Nearly half of the public schools in Puerto Rico have been closed in just nine years, an unprecedented elimination of public education facilities in recent US history. The impact on students, families, and surrounding neighborhoods is profound, according to community leaders and local experts who met with a team from the Haas Institute in April of 2019.

“Schools are supposed to be a monument to our history,” Marina Moscoso Arabía shared as she showed us around the Goyco elementary school in the capital, San Juan. The school was named after Pedro G. Goyco, a nineteenth century political leader and abolitionist, who was buried under the school, according to Moscoso.

In 2016, parents of the students at Goyco received a letter notifying them the school would be closed within two months. There was no public meeting, consultation with parents before the decision was made, or organized process to re-assign students to new schools.

Some parents and volunteers felt the effort to close the school had started earlier with actions by the administration to disinvest and make the school unbearable, including forcing students to eat lunch in the un-shaded courtyard during the hottest part of the day while the school lacked running potable water. The school had four different principals in the year before it closed, and volunteer projects like planting trees in the barren yard were denied permission.

What does it mean for a community to close a school?

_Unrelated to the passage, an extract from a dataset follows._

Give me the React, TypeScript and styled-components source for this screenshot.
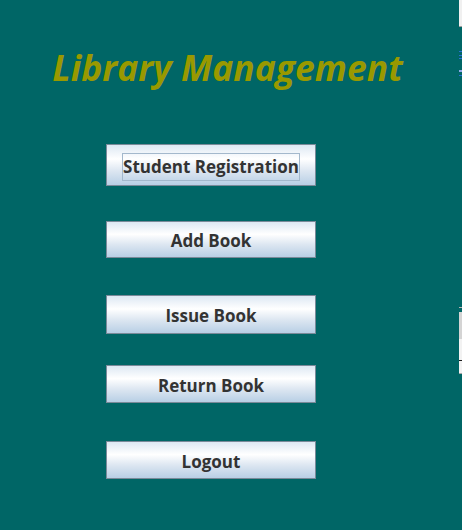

Long-standing neighborhood schools have great meaning for local families. One woman whose grandchildren attended a closed school in the mountainous town of Aguas Buenas had also attended the same school decades earliercreating a deeply personal and generational connection that has been lost since the school’s closure. In a relevant study of majority Latino schools in Santa Barbara, California, there was a 29 percent drop in parent participation in the new schools after their children’s original schools closed. Parents reported that they participated more in the previous schools pre-closure because of the sense of neighborhood community, including cultural activities and proximity, illustrating how the loss of belonging negatively affects parent involvement.

In rural areas where low income families do not have cars, the additional distance to a new school can be costly. “The cost on families is higher now that we have to transport the kids farther and pay someone to pick them up,” reported one parent in a rural area of Puerto Rico. As new schools are almost always farther away, families experience longer travel times and greater expenses, which can force an entire family to change their routine and search for pooled resources, such as needing to coordinate borrowing a car from a neighbor in order to get their children to the new school.

Sixty-five percent of the Puerto Rican schools closed since 2006 were located in rural areas. As travel time to school increases, students are less able to participate in both extra-curricular and in-home activities, have less time for homework, and when the commute is over 30 minutes, it impacts both the student and their whole family.

Youth in custody of the state have been uniquely affected in Puerto Rico because changing schools often means caseworkers are changed and access to special services or programs are lost, according to Puerto Rico’s Red para Derechos de Niños y Juventud, an association of service providers. Special needs students are even more impacted by school closures, as was witnessed in Chicago where schools that special needs students were forced to attend were not prepared with staff and services to teach and provide special education to them. Increased traumatic violence, such as assaults on students traveling to their new school through neighborhoods with rivaling gangs, has been reported by parents and their children  who attend new schools due to closures in Philadelphia, Kansas City, and Chicago.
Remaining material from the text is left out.